Exercise details:
Every line of the records must be repeated exactly; pictures stay out.

## Start

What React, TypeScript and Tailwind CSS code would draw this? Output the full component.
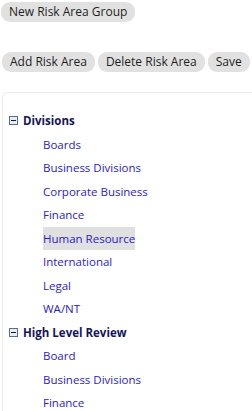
const groups = [
  {
    name: "Divisions",
    items: ["Boards", "Business Divisions", "Corporate Business", "Finance", "Human Resource", "International", "Legal", "WA/NT"],
  },
  {
    name: "High Level Review",
    items: ["Board", "Business Divisions", "Finance"],
  },
];

function Btn({ label }: { label: string }) {
  return (
    <button className="h-[20px] shrink-0 whitespace-nowrap rounded-[9px] bg-[#e1e1e1] px-[8px] text-[12px] leading-[20px] text-[#1e1e1e]">
      {label}
    </button>
  );
}

function MinusBox() {
  return (
    <span className="flex h-[9px] w-[9px] items-center justify-center border border-[#5a6e8c] bg-[#e8ecf2]">
      <span className="h-[1px] w-[5px] bg-[#1a1a1a]" />
    </span>
  );
}

export default function App() {
  const selected = "Human Resource";
  return (
    <div className="h-[411px] w-[252px] overflow-hidden bg-white font-['Open_Sans',sans-serif]">
      <div className="flex pl-[1px] pt-[2px]">
        <Btn label="New Risk Area Group" />
      </div>
      <div className="mt-[30px] flex gap-[3px] pl-[2px]">
        <Btn label="Add Risk Area" />
        <Btn label="Delete Risk Area" />
        <Btn label="Save" />
      </div>
      <div className="ml-[2px] mt-[20px] rounded-tl-[6px] border-l border-t border-[#ececec] pl-[6px] pt-[16px]">
        {groups.map((g) => (
          <div key={g.name}>
            <div className="flex h-[23.5px] items-center gap-[5px]">
              <MinusBox />
              <span className="text-[11.5px] font-bold text-[#15155a]">{g.name}</span>
            </div>
            {g.items.map((it) => (
              <div key={it} className="flex h-[23.5px] items-center pl-[34px]">
                <span
                  className={
                    "text-[11.5px] leading-[23px] text-[#2a1ad0] " +
                    (it === selected && g.name === "Divisions" ? "bg-[#e0e0e0]" : "")
                  }
                >
                  {it}
                </span>
              </div>
            ))}
          </div>
        ))}
      </div>
    </div>
  );
}
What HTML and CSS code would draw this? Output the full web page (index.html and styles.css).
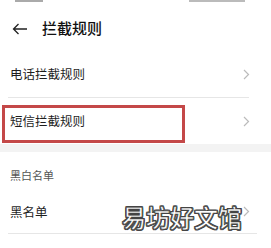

## End

Task response:
What React, TypeScript and Tailwind CSS code would draw this? Output the full component.
const groups = [
  {
    name: "Divisions",
    items: ["Boards", "Business Divisions", "Corporate Business", "Finance", "Human Resource", "International", "Legal", "WA/NT"],
  },
  {
    name: "High Level Review",
    items: ["Board", "Business Divisions", "Finance"],
  },
];

function Btn({ label }: { label: string }) {
  return (
    <button className="h-[20px] shrink-0 whitespace-nowrap rounded-[9px] bg-[#e1e1e1] px-[8px] text-[12px] leading-[20px] text-[#1e1e1e]">
      {label}
    </button>
  );
}

function MinusBox() {
  return (
    <span className="flex h-[9px] w-[9px] items-center justify-center border border-[#5a6e8c] bg-[#e8ecf2]">
      <span className="h-[1px] w-[5px] bg-[#1a1a1a]" />
    </span>
  );
}

export default function App() {
  const selected = "Human Resource";
  return (
    <div className="h-[411px] w-[252px] overflow-hidden bg-white font-['Open_Sans',sans-serif]">
      <div className="flex pl-[1px] pt-[2px]">
        <Btn label="New Risk Area Group" />
      </div>
      <div className="mt-[30px] flex gap-[3px] pl-[2px]">
        <Btn label="Add Risk Area" />
        <Btn label="Delete Risk Area" />
        <Btn label="Save" />
      </div>
      <div className="ml-[2px] mt-[20px] rounded-tl-[6px] border-l border-t border-[#ececec] pl-[6px] pt-[16px]">
        {groups.map((g) => (
          <div key={g.name}>
            <div className="flex h-[23.5px] items-center gap-[5px]">
              <MinusBox />
              <span className="text-[11.5px] font-bold text-[#15155a]">{g.name}</span>
            </div>
            {g.items.map((it) => (
              <div key={it} className="flex h-[23.5px] items-center pl-[34px]">
                <span
                  className={
                    "text-[11.5px] leading-[23px] text-[#2a1ad0] " +
                    (it === selected && g.name === "Divisions" ? "bg-[#e0e0e0]" : "")
                  }
                >
                  {it}
                </span>
              </div>
            ))}
          </div>
        ))}
      </div>
    </div>
  );
}
What HTML and CSS code would draw this? Output the full web page (index.html and styles.css).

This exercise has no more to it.